Registered ISCC codes refer to an authoritative public blockchain network. This indicator is part of the ISCC Code itself, such that codes registered on different networks cannot collide. This guarantees uniqueness of ISCC codes across multiple blockchains. Ownership of ISCC codes (not the identified content) is granted to the signatory of the first transaction for a given ISCC code on the corresponding blockchain.

As such the ISCC fulfils a distinct role and is not a replacement for established identifiers. Rather it is designed as an umbrella standard to augment established identifiers with enhanced algorithmic features. It can be used in the metadata of existing standards or support discoverability (reverse lookup). We will use for precisely this application: whenever we receive content that is not identified by a DOI, ISNI, ISWC, ISRC, or other standard identifier, we will assign an OMO identifier and enhance it with the ISCC features. This will help later linking to the preferred global, persistent identifiers.

6.3.6 OMO Identifiers

We create our own identifiers for persons and things. We follow the practice of the Dutch national archives in the creation of PIDs, and we make them URIs following the W3C recommendation.

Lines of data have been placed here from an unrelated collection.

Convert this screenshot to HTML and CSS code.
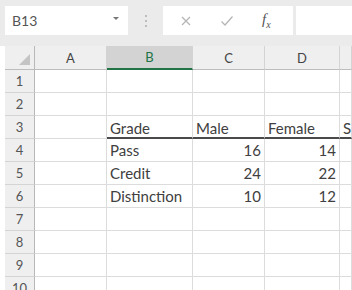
FILE: index.html
```html
<!DOCTYPE html>
<html lang="en">
<head>
  <meta charset="UTF-8" />
  <title>Grades</title>
  <link rel="stylesheet" href="styles.css">
</head>
<body>
  <div class="toolbar">
    <div class="name-box">
      <span>B13</span>
      <span class="arrow"></span>
    </div>
    <div class="grip"><i></i><i></i><i></i></div>
    <div class="fx-box">
      <svg class="ico" width="12" height="12" viewBox="0 0 12 12"><path d="M2 2 L10 10 M10 2 L2 10" stroke="#b4b4b4" stroke-width="1.2" fill="none"/></svg>
      <svg class="ico" width="14" height="12" viewBox="0 0 14 12"><path d="M1.5 6.5 L5 10 L12.5 1.5" stroke="#b4b4b4" stroke-width="1.2" fill="none"/></svg>
      <span class="fx">f<sub>x</sub></span>
    </div>
    <div class="formula"></div>
  </div>

  <div class="grid">
    <div class="corner"><span class="tri"></span></div>
    <div class="col">A</div>
    <div class="col sel">B</div>
    <div class="col">C</div>
    <div class="col">D</div>
    <div class="col"></div>

    <div class="row">1</div><div class="c"></div><div class="c"></div><div class="c"></div><div class="c"></div><div class="c"></div>
    <div class="row">2</div><div class="c"></div><div class="c"></div><div class="c"></div><div class="c"></div><div class="c"></div>
    <div class="row">3</div><div class="c"></div><div class="c head">Grade</div><div class="c head">Male</div><div class="c head">Female</div><div class="c head">Sum</div>
    <div class="row">4</div><div class="c"></div><div class="c">Pass</div><div class="c num">16</div><div class="c num">14</div><div class="c"></div>
    <div class="row">5</div><div class="c"></div><div class="c">Credit</div><div class="c num">24</div><div class="c num">22</div><div class="c"></div>
    <div class="row">6</div><div class="c"></div><div class="c">Distinction</div><div class="c num">10</div><div class="c num">12</div><div class="c"></div>
    <div class="row">7</div><div class="c"></div><div class="c"></div><div class="c"></div><div class="c"></div><div class="c"></div>
    <div class="row">8</div><div class="c"></div><div class="c"></div><div class="c"></div><div class="c"></div><div class="c"></div>
    <div class="row">9</div><div class="c"></div><div class="c"></div><div class="c"></div><div class="c"></div><div class="c"></div>
    <div class="row">10</div><div class="c"></div><div class="c"></div><div class="c"></div><div class="c"></div><div class="c"></div>
  </div>
</body>
</html>
```

FILE: styles.css
```css
* {
  margin: 0;
  padding: 0;
  box-sizing: border-box;
}

html, body {
  width: 352px;
  height: 290px;
  overflow: hidden;
  background: #ffffff;
  font-family: Lato, "Open Sans", sans-serif;
  color: #404040;
}

.toolbar {
  display: flex;
  align-items: stretch;
  height: 46px;
  padding: 6px 0 11px 5px;
  background: #ebebeb;
}

.name-box {
  width: 123px;
  background: #ffffff;
  display: flex;
  align-items: center;
  justify-content: space-between;
  padding: 0 9px 0 7px;
  font-size: 14px;
  color: #555;
}

.arrow {
  width: 0;
  height: 0;
  border-left: 3px solid transparent;
  border-right: 3px solid transparent;
  border-top: 3px solid #777;
  margin-bottom: 4px;
}

.grip {
  width: 35px;
  display: flex;
  flex-direction: column;
  align-items: center;
  justify-content: center;
  gap: 3px;
}

.grip i {
  width: 2px;
  height: 2px;
  background: #bdbdbd;
}

.fx-box {
  width: 130px;
  background: #ffffff;
  display: flex;
  align-items: center;
  padding-left: 17px;
  gap: 28px;
}

.fx {
  font-family: "Liberation Serif", serif;
  font-style: italic;
  font-size: 15px;
  color: #555;
}

.fx sub {
  font-size: 10px;
}

.formula {
  flex: 1;
  margin-left: 3px;
  background: #ffffff;
}

.grid {
  display: grid;
  grid-template-columns: 35px 72px 86px 72px 75px 12px;
  grid-auto-rows: 23px;
  grid-template-rows: 24px;
  font-size: 15px;
}

.corner, .col {
  background: #efefef;
  border-right: 1px solid #d4d4d4;
  border-bottom: 1px solid #bdbdbd;
}

.corner {
  position: relative;
  margin-left: 5px;
  border-right-color: #b8b8b8;
}

.tri {
  position: absolute;
  right: 4px;
  bottom: 4px;
  width: 0;
  height: 0;
  border-left: 11px solid transparent;
  border-bottom: 11px solid #c4c4c4;
}

.col {
  display: flex;
  align-items: center;
  justify-content: center;
  font-size: 13px;
  color: #444;
}

.col.sel {
  background: #d3d3d3;
  color: #217346;
  border-bottom: 2px solid #217346;
}

.row {
  margin-left: 5px;
  background: #efefef;
  border-right: 1px solid #b8b8b8;
  border-bottom: 1px solid #d4d4d4;
  display: flex;
  align-items: center;
  justify-content: center;
  font-size: 13px;
  color: #555;
}

.c {
  border-right: 1px solid #dcdcdc;
  border-bottom: 1px solid #dcdcdc;
  padding: 0 3px;
  display: flex;
  align-items: center;
  white-space: nowrap;
  overflow: hidden;
}

.c.head {
  border-bottom: 2px solid #4a4a4a;
  padding-top: 2px;
}

.c.num {
  justify-content: flex-end;
}
```
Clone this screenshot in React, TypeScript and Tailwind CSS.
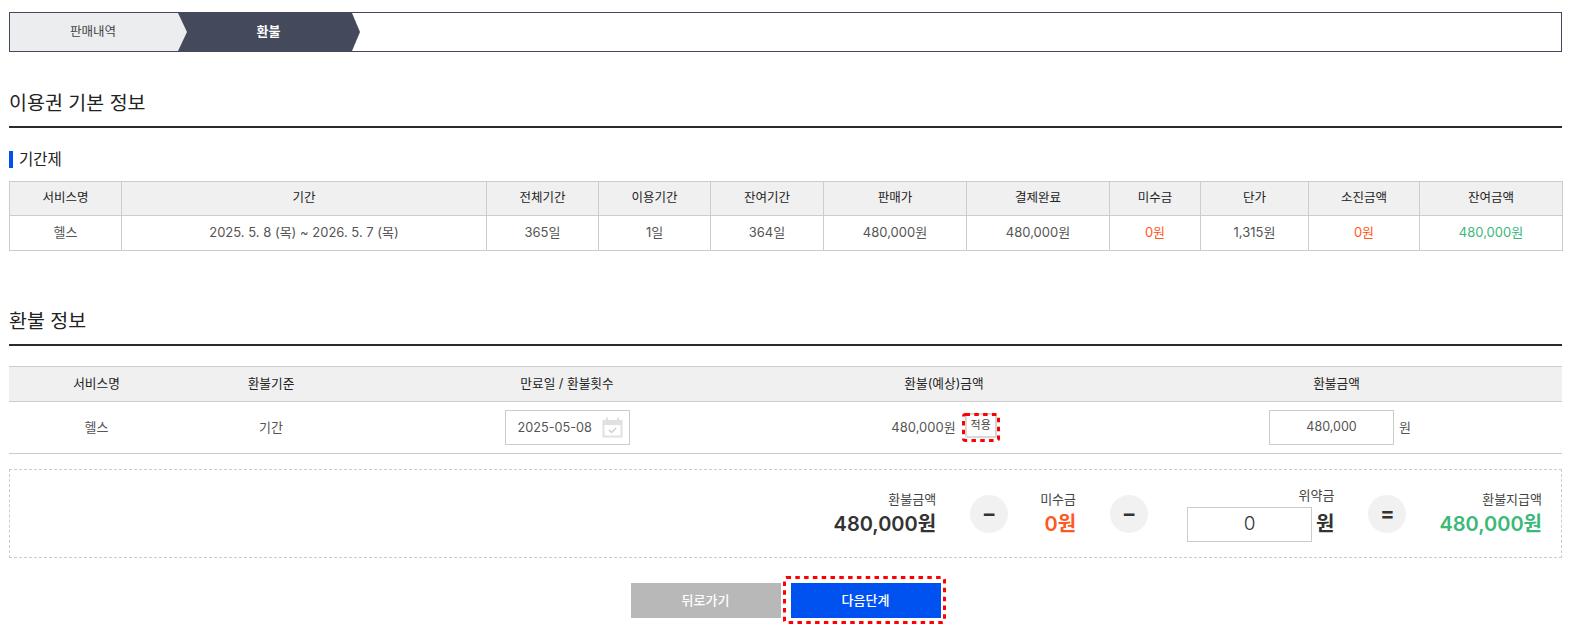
const font = "font-['Inter','Noto_Sans_CJK_KR',sans-serif]";

const basicHead = ["서비스명", "기간", "전체기간", "이용기간", "잔여기간", "판매가", "결제완료", "미수금", "단가", "소진금액", "잔여금액"];
const basicWidths = ["w-[112px]", "w-[365px]", "w-[112px]", "w-[112px]", "w-[113px]", "w-[143px]", "w-[143px]", "w-[91px]", "w-[108px]", "w-[111px]", "w-[143px]"];
const basicRow = [
  { text: "헬스" },
  { text: "2025. 5. 8 (목) ~ 2026. 5. 7 (목)" },
  { text: "365일" },
  { text: "1일" },
  { text: "364일" },
  { text: "480,000원" },
  { text: "480,000원" },
  { text: "0원", color: "text-[#ff5722]" },
  { text: "1,315원" },
  { text: "0원", color: "text-[#ff5722]" },
  { text: "480,000원", color: "text-[#3cb878]" },
];

function SectionTitle({ children, className }: { children: React.ReactNode; className: string }) {
  return (
    <h2 className={`border-b-2 border-[#2b2b2b] text-[19.5px] leading-[30px] font-normal text-[#222] pt-[2px] pb-[8px] ${className}`}>
      {children}
    </h2>
  );
}

function Operator({ sign }: { sign: string }) {
  return (
    <div className="w-[38px] h-[38px] rounded-full bg-[#f1f1f1] flex items-center justify-center text-[22px] font-semibold text-[#333] shrink-0">
      {sign}
    </div>
  );
}

function Amount({ label, value, color }: { label: string; value: string; color: string }) {
  return (
    <div className="text-right pt-[1px]">
      <div className="text-[13px] leading-[18px] text-[#444]">{label}</div>
      <div className={`text-[20px] leading-[28px] font-semibold mt-[2px] ${color}`}>{value}</div>
    </div>
  );
}

// dashed red focus mark sitting over a button
function FocusRing({ w, h, className }: { w: number; h: number; className: string }) {
  return (
    <svg width={w} height={h} className={`absolute pointer-events-none ${className}`} fill="none">
      <rect x="1.5" y="1.5" width={w - 3} height={h - 3} rx="2" stroke="#f00" strokeWidth="3" strokeDasharray="4.5 4.3" />
    </svg>
  );
}

export default function App() {
  return (
    <div className={`${font} bg-white min-h-[625px] px-[9px] pt-[12px] text-[12px] text-[#555]`}>
      <div className="h-[40px] border border-[#444a5c] flex bg-white">
        <div className="relative z-10 w-[177px] h-full bg-[#ecedef] flex items-center justify-center text-[12.5px] text-[#444] pr-[11px] [clip-path:polygon(0_0,168px_0,177px_50%,168px_100%,0_100%)]">
          판매내역
        </div>
        <div className="w-[182px] h-full -ml-[9px] bg-[#444a5c] flex items-center justify-center text-[13px] font-semibold text-white pr-[1px] [clip-path:polygon(0_0,174px_0,182px_50%,174px_100%,0_100%)]">
          환불
        </div>
      </div>

      <SectionTitle className="mt-[34px]">이용권 기본 정보</SectionTitle>

      <div className="mt-[22px] flex items-center h-[18px]">
        <span className="w-[4px] h-[17px] bg-[#0052f0]" />
        <span className="ml-[6px] pt-[2px] text-[15.5px] text-[#222]">기간제</span>
      </div>

      <table className="mt-[13px] w-full table-fixed border-collapse text-[12.5px]">
        <thead>
          <tr className="h-[34px] bg-[#f0f0f0]">
            {basicHead.map((h, i) => (
              <th key={h} className={`${basicWidths[i]} border border-[#ccc] font-normal text-[#222]`}>
                {h}
              </th>
            ))}
          </tr>
        </thead>
        <tbody>
          <tr className="h-[35px]">
            {basicRow.map((c, i) => (
              <td key={i} className={`border border-[#ccc] text-center text-[13px] ${c.color ?? "text-[#555]"}`}>
                {c.text}
              </td>
            ))}
          </tr>
        </tbody>
      </table>

      <SectionTitle className="mt-[53px]">환불 정보</SectionTitle>

      <table className="mt-[20px] w-full table-fixed border-collapse">
        <thead>
          <tr className="h-[35px] bg-[#f0f0f0] border-y border-[#ccc] text-[12.7px] text-[#222]">
            <th className="w-[175px] font-normal">서비스명</th>
            <th className="w-[174px] font-normal">환불기준</th>
            <th className="w-[418px] font-normal">만료일 / 환불횟수</th>
            <th className="w-[350px] font-normal pr-[14px]">환불(예상)금액</th>
            <th className="font-normal pr-[15px]">환불금액</th>
          </tr>
        </thead>
        <tbody>
          <tr className="h-[52px] border-b border-[#ccc] text-center text-[13px] text-[#555]">
            <td>헬스</td>
            <td>기간</td>
            <td>
              <div className="inline-flex items-center w-[125px] h-[35px] border border-[#ccc] pl-[12px] pr-[6px] justify-between">
                <span className="text-[12.7px]">2025-05-08</span>
                <svg width="21" height="21" viewBox="0 0 21 21" fill="none">
                  <rect x="0.5" y="3" width="20" height="17.5" fill="#e0e0e0" />
                  <rect x="2.5" y="8" width="16" height="10.5" fill="#fff" />
                  <rect x="4" y="0.5" width="2" height="5" fill="#e0e0e0" />
                  <rect x="15" y="0.5" width="2" height="5" fill="#e0e0e0" />
                  <path d="M7 13l2.5 2.5 4.5-4.5" stroke="#d0d0d0" strokeWidth="1.5" />
                </svg>
              </div>
            </td>
            <td>
              <div className="inline-flex items-center gap-[9px] mr-[14px]">
                <span>480,000원</span>
                <button className="relative w-[32px] h-[25px] -mt-[5px] border-2 border-[#d8d8d8] text-[11px] text-[#444] rounded-[2px]">
                  적용
                  <FocusRing w={38} h={29} className="-left-[5px] -top-[2px]" />
                </button>
              </div>
            </td>
            <td className="pr-[8px]">
              <div className="inline-flex items-center gap-[5px]">
                <div className="w-[125px] h-[35px] border border-[#ccc] flex items-center justify-center text-[12.5px]">480,000</div>
                <span>원</span>
              </div>
            </td>
          </tr>
        </tbody>
      </table>

      <div className="mt-[15px] h-[89px] border border-dashed border-[#ccc] flex items-center justify-end pr-[19px]">
        <Amount label="환불금액" value="480,000원" color="text-[#333]" />
        <div className="ml-[34px] mr-[32px]"><Operator sign="−" /></div>
        <Amount label="미수금" value="0원" color="text-[#ff5722]" />
        <div className="ml-[34px] mr-[39px]"><Operator sign="−" /></div>
        <div className="text-right">
          <div className="text-[13px] leading-[18px] text-[#444]">위약금</div>
          <div className="flex items-center gap-[4px] mt-[3px]">
            <div className="w-[125px] h-[35px] border border-[#ccc] flex items-center justify-center text-[19px] font-light text-[#333]">0</div>
            <span className="text-[20px] font-semibold text-[#333]">원</span>
          </div>
        </div>
        <div className="ml-[34px] mr-[33px]"><Operator sign="=" /></div>
        <Amount label="환불지급액" value="480,000원" color="text-[#3cb878]" />
      </div>

      <div className="mt-[25px] flex justify-center gap-[10px] text-[13px] font-medium text-white">
        <button className="w-[150px] h-[35px] bg-[#b8b8b8]">뒤로가기</button>
        <button className="relative w-[150px] h-[35px] bg-[#0052f0]">
          다음단계
          <FocusRing w={163} h={48} className="-left-[8px] -top-[7px]" />
        </button>
      </div>
    </div>
  );
}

music.dataobservatory.eu/{type}/{concept}/{reference}

For {type} we utilise the following definitions: - {id}: an identifier {type} for dereferenced identifiers.

  • {doc}: a documentation {type} for the documentation of persons and objects.

  • {def}: a definition {type} for ontologies.

For {concept} we utilise three categories:

  • music.dataobservatory.eu/{id}/{person}/{reference} for persons, in order to synchronise with national and international name spaces.

  • music.dataobservatory.eu/{id}/{place}/{reference} for places, in order to synchronise with national and international name spaces.

  • music.dataobservatory.eu/{id}/{oc}/{reference} an other objects, such as musical work, a sound recording, a group a persons.